Aim: All lines featuring the string "index" are to be listed.

Material for the task:
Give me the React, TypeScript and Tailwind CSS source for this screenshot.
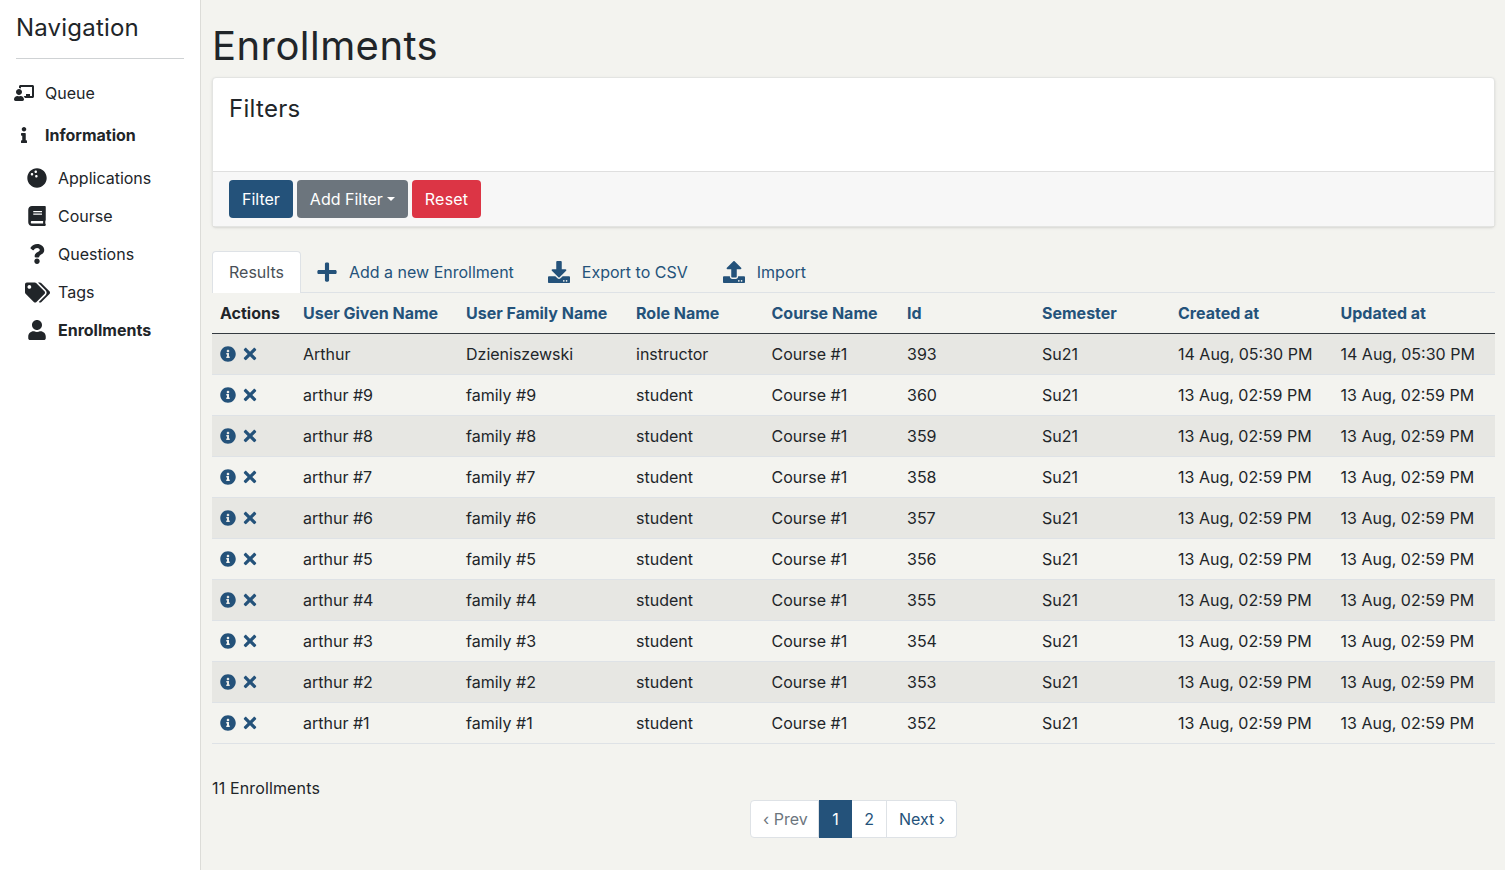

...

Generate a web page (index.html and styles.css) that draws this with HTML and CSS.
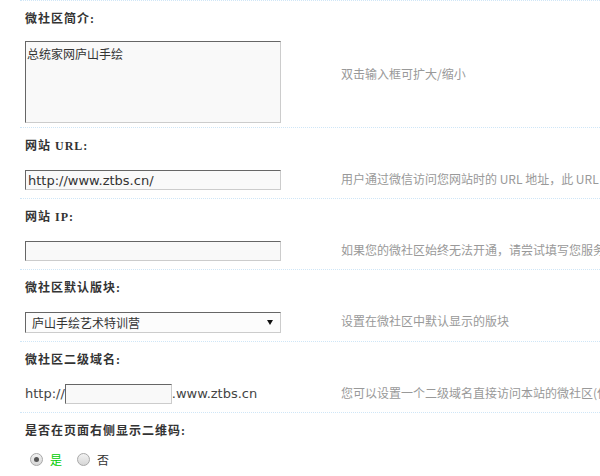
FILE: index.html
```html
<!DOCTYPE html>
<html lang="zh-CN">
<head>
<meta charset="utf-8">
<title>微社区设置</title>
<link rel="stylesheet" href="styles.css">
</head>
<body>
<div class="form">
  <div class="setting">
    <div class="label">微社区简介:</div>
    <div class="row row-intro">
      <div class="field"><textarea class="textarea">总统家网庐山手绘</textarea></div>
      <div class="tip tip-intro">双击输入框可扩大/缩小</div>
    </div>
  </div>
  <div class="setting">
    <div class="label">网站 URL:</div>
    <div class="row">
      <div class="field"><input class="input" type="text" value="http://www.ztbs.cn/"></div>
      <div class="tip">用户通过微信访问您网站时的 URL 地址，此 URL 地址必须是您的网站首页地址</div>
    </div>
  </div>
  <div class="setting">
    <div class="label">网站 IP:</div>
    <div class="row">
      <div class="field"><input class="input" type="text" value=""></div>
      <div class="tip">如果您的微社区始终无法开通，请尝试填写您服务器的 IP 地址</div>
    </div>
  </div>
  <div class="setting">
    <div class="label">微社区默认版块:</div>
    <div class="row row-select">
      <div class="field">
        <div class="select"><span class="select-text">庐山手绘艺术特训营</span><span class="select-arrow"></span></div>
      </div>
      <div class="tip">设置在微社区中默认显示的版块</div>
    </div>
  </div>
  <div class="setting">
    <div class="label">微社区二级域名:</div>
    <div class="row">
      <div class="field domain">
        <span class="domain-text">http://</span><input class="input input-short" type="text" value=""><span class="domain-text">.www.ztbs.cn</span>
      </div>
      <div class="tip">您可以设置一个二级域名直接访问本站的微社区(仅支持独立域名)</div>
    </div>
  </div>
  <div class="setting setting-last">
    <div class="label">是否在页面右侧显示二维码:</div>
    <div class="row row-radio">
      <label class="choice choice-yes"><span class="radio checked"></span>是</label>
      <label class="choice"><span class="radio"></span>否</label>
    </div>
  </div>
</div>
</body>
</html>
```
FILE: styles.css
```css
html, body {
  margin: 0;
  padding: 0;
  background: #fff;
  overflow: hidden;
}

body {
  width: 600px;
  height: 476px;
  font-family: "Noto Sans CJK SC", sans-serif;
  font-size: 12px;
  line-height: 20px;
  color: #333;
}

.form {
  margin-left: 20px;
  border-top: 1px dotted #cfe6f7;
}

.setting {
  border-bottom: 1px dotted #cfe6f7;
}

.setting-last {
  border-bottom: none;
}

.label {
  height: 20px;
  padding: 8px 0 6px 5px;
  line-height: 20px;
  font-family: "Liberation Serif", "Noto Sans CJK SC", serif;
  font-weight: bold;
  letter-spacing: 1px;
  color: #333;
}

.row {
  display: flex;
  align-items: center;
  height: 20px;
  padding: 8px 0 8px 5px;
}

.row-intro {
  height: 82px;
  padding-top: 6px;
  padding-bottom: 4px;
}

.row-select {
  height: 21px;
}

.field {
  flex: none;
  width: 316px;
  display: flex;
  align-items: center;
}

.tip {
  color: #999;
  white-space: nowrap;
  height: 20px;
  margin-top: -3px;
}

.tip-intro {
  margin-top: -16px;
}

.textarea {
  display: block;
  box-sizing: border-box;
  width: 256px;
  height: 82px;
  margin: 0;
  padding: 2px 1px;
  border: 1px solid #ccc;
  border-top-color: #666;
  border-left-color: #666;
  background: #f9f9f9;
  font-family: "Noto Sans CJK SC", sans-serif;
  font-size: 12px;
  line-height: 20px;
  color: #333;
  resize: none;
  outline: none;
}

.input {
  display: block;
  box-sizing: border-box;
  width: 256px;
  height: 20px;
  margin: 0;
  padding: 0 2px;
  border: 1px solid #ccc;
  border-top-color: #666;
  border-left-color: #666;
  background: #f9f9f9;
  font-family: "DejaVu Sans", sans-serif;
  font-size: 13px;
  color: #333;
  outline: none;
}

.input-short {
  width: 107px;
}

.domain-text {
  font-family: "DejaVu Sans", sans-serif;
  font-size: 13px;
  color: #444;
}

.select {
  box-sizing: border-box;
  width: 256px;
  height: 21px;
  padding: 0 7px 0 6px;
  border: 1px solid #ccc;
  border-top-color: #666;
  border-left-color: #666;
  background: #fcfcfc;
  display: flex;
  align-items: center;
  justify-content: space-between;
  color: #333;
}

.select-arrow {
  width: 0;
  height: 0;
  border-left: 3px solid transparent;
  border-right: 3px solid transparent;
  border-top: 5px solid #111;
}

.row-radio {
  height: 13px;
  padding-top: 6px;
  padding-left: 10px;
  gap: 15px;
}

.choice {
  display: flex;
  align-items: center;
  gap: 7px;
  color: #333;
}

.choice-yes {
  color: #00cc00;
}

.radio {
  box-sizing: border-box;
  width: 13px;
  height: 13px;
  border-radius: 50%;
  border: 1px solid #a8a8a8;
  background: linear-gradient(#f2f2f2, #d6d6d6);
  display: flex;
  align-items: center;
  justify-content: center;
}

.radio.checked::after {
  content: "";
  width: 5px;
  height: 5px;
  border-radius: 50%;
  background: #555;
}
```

Full answer:
Generate a web page (index.html and styles.css) that draws this with HTML and CSS.
FILE: index.html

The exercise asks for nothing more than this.